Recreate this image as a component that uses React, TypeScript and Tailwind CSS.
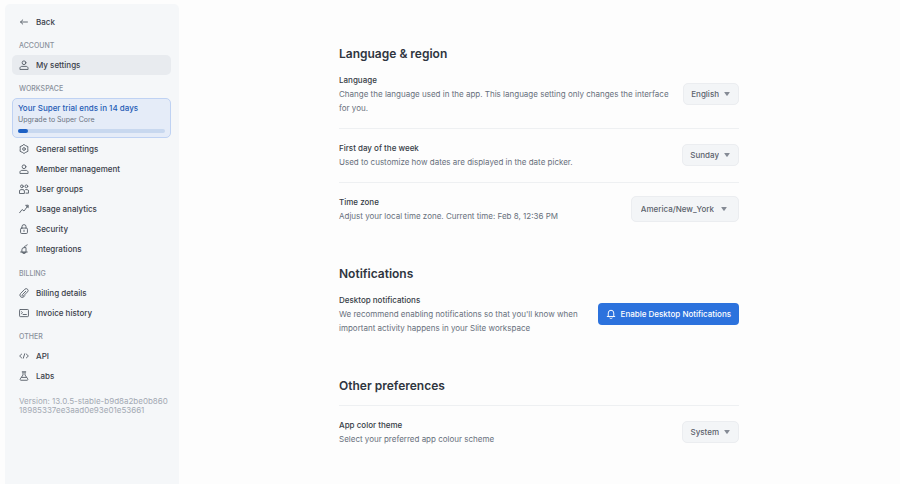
import React from 'react'

type IconName =
  | 'back'
  | 'user'
  | 'gear'
  | 'users'
  | 'trend'
  | 'lock'
  | 'plug'
  | 'clip'
  | 'invoice'
  | 'code'
  | 'flask'
  | 'bell'

const ICONS: Record<IconName, React.ReactNode> = {
  back: <path d="M13.5 8H2.5M6 4.6L2.5 8 6 11.4" />,
  user: (
    <>
      <circle cx="8" cy="4.4" r="3" />
      <path d="M1.5 14.5v-1.2c0-1.8 1.4-3.1 3.1-3.1h6.8c1.7 0 3.1 1.3 3.1 3.1v1.2z" />
    </>
  ),
  gear: (
    <>
      <path d="M8 .8l2 1.5 4.3 1.9-.3 2.6.3 4.9-4.3 2L8 15.2l-2-1.5-4.3-2L2 6.8l-.3-2.6L6 2.3z" />
      <circle cx="8" cy="8" r="2.2" />
    </>
  ),
  users: (
    <>
      <circle cx="4.6" cy="3.7" r="2.2" />
      <circle cx="11.8" cy="3.7" r="2.2" />
      <path d="M.8 14.6v-3.4c0-1.3.9-2.2 2.1-2.2h3.6c1.2 0 2.1.9 2.1 2.2v3.4zM10.6 9h2.6c1.2 0 2.1.9 2.1 2.2v3.4h-4.1" />
    </>
  ),
  trend: <path d="M1 14l4-5.2 3 2.4 6-8M11.2 2.2l3.4-.4.2 3.4z" />,
  lock: (
    <>
      <rect x="2.5" y="6.5" width="11" height="8.7" rx="1.8" />
      <path d="M4.8 6.5V4.2a3.2 3.2 0 016.4 0v2.3M8 9.8v2.2" />
    </>
  ),
  plug: (
    <path d="M4.6 12.8V9.4a3.6 3.6 0 013.6-3.6h3v7zM2.6 12.8h10.6M6.6 15h2.8M8.2 5.8c0-2.4 1.4-2.6 3-2.8 1.2-.2 1.6-.8 1.8-1.8" />
  ),
  clip: (
    <path d="M10.8 5.2l-5.5 5.6a1.3 1.3 0 001.9 1.9l6.4-6.5a3 3 0 00-4.2-4.3L2.6 8.7a3.7 3.7 0 005.2 5.3l1.4-1.4" />
  ),
  invoice: (
    <>
      <rect x=".9" y="2.4" width="14.2" height="11.4" rx="1.2" />
      <path d="M4 6l1.6 1.5L4 9M6.6 10.4h5.2" />
    </>
  ),
  code: <path d="M4.2 5L1 8l3.2 3M11.8 5L15 8l-3.2 3M9.2 4.4L6.8 11.6" />,
  flask: (
    <path d="M5.2 1.4h5.6M6.4 1.4v5L2 12.6c-.7 1 0 2.2 1.2 2.2h9.6c1.2 0 1.9-1.2 1.2-2.2L9.6 6.4v-5M4.2 10.2h7.6" />
  ),
  bell: <path d="M3.6 12V6.4a4.4 4.4 0 018.8 0V12M2 12h12M6.2 14.6c1 .8 2.6.8 3.6 0" />,
}

function Icon({ name, className = 'size-[10px] text-[#5b626c]' }: { name: IconName; className?: string }) {
  return (
    <svg
      viewBox="0 0 16 16"
      fill="none"
      stroke="currentColor"
      strokeWidth="1.5"
      strokeLinecap="round"
      strokeLinejoin="round"
      className={`shrink-0 ${className}`}
      aria-hidden="true"
    >
      {ICONS[name]}
    </svg>
  )
}

function NavItem({ icon, label, active }: { icon: IconName; label: string; active?: boolean }) {
  return (
    <a
      href="#"
      aria-current={active ? 'page' : undefined}
      className={`flex h-5 items-center gap-[7px] rounded-[5px] px-[7px] text-[8px] font-medium text-[#3a404a] ${
        active ? 'bg-[#e8ebef]' : ''
      }`}
    >
      <Icon name={icon} />
      {label}
    </a>
  )
}

function NavSection({ title, children }: { title: string; children: React.ReactNode }) {
  return (
    <section className="mt-[9px]">
      <h2 className="mb-1 px-[7px] text-[7px] leading-[10px] font-medium text-[#8a919c] uppercase">
        {title}
      </h2>
      {children}
    </section>
  )
}

function TrialCard() {
  return (
    <a href="#" className="block rounded-[5px] border border-[#bfd2f3] bg-[#e5ecf8] px-[5px] pt-[3px] pb-1">
      <p className="text-[8px] leading-[12px] font-medium text-[#1f5bb5]">Your Super trial ends in 14 days</p>
      <p className="text-[7px] leading-[11px] text-[#6b7482]">Upgrade to Super Core</p>
      <div className="mt-1 h-1 rounded-full bg-[#c8d8ef]">
        <div className="h-full w-[7%] rounded-full bg-[#1d60c4]" />
      </div>
    </a>
  )
}

function Sidebar() {
  return (
    <nav className="mt-1 ml-[5px] w-[174px] shrink-0 rounded-t-[5px] bg-[#f5f7f9] pt-2 pr-2 pl-[7px]">
      <NavItem icon="back" label="Back" />
      <NavSection title="Account">
        <NavItem icon="user" label="My settings" active />
      </NavSection>
      <NavSection title="Workspace">
        <TrialCard />
        <div className="py-px">
          <NavItem icon="gear" label="General settings" />
          <NavItem icon="user" label="Member management" />
          <NavItem icon="users" label="User groups" />
          <NavItem icon="trend" label="Usage analytics" />
          <NavItem icon="lock" label="Security" />
          <NavItem icon="plug" label="Integrations" />
        </div>
      </NavSection>
      <NavSection title="Billing">
        <NavItem icon="clip" label="Billing details" />
        <NavItem icon="invoice" label="Invoice history" />
      </NavSection>
      <NavSection title="Other">
        <NavItem icon="code" label="API" />
        <NavItem icon="flask" label="Labs" />
      </NavSection>
      <p className="mt-[11px] px-[7px] text-[8px] leading-[9px] whitespace-nowrap text-[#a3a9b3]">
        Version: 13.0.5-stable-b9d8a2be0b860
        <br />
        18985337ee3aad0e93e01e53661
      </p>
    </nav>
  )
}

function SelectBox({ id, options, large }: { id: string; options: string[]; large?: boolean }) {
  return (
    <div className="grid shrink-0 items-center">
      <select
        id={id}
        className={`field-sizing-content col-start-1 row-start-1 appearance-none rounded-[5px] border border-[#ebedf0] bg-[#f3f5f7] text-[8px] font-medium text-[#5b626c] ${
          large ? 'h-[26px] pr-6 pl-[9px]' : 'h-[22px] pr-[19px] pl-[7px]'
        }`}
      >
        {options.map((option) => (
          <option key={option}>{option}</option>
        ))}
      </select>
      <svg
        viewBox="0 0 6 4"
        className={`pointer-events-none col-start-1 row-start-1 h-1 w-1.5 justify-self-end fill-[#858b95] ${
          large ? 'mr-3' : 'mr-[9px]'
        }`}
        aria-hidden="true"
      >
        <path d="M.7 0h4.6q.7 0 .3.6L3.5 3.6q-.5.6-1 0L.4.6Q0 0 .7 0z" />
      </svg>
    </div>
  )
}

type SettingProps = { id: string; label: string; text: string; children: React.ReactNode }

function Setting({ id, label, text, children }: SettingProps) {
  return (
    <div className="flex items-center justify-between gap-3 pt-3 pb-[13px]">
      <div className="text-[8px] leading-[14px]">
        <label htmlFor={id} className="block font-medium text-[#363c46]">
          {label}
        </label>
        <p className="text-[#68707c]">{text}</p>
      </div>
      {children}
    </div>
  )
}

function Heading({ children }: { children: React.ReactNode }) {
  return <h1 className="text-[12px] leading-[14px] font-semibold text-[#2f3540]">{children}</h1>
}

export default function App() {
  return (
    <div className="flex min-h-screen bg-[#fdfdfd] font-['Inter','Liberation_Sans',sans-serif]">
      <Sidebar />
      <main className="flex flex-1 justify-center pt-[47px] pr-[25px] pl-6">
        <div className="w-full max-w-[400px] space-y-[31px]">
          <section>
            <Heading>Language &amp; region</Heading>
            <div className="divide-y divide-[#eef0f2]">
              <Setting
                id="language"
                label="Language"
                text="Change the language used in the app. This language setting only changes the interface for you."
              >
                <SelectBox id="language" options={['English', 'French', 'German']} />
              </Setting>
              <Setting
                id="first-day"
                label="First day of the week"
                text="Used to customize how dates are displayed in the date picker."
              >
                <SelectBox id="first-day" options={['Sunday', 'Monday']} />
              </Setting>
              <Setting
                id="time-zone"
                label="Time zone"
                text="Adjust your local time zone. Current time: Feb 8, 12:36 PM"
              >
                <SelectBox id="time-zone" large options={['America/New_York', 'Europe/Paris']} />
              </Setting>
            </div>
          </section>
          <section>
            <Heading>Notifications</Heading>
            <Setting
              id="desktop-notifications"
              label="Desktop notifications"
              text="We recommend enabling notifications so that you'll know when important activity happens in your Slite workspace"
            >
              <button
                id="desktop-notifications"
                type="button"
                className="flex h-[22px] shrink-0 items-center gap-[5px] rounded-[4px] bg-[#2c72dd] px-2 text-[8px] font-medium text-white"
              >
                <Icon name="bell" className="size-[10px]" />
                Enable Desktop Notifications
              </button>
            </Setting>
          </section>
          <section>
            <Heading>Other preferences</Heading>
            <div className="mt-3 border-t border-[#eef0f2]">
              <Setting id="theme" label="App color theme" text="Select your preferred app colour scheme">
                <SelectBox id="theme" options={['System', 'Light', 'Dark']} />
              </Setting>
            </div>
          </section>
        </div>
      </main>
    </div>
  )
}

• • •

Task directions:
How many of the lines above include the string "React"? Reply with the number by itself.

Solution below:
6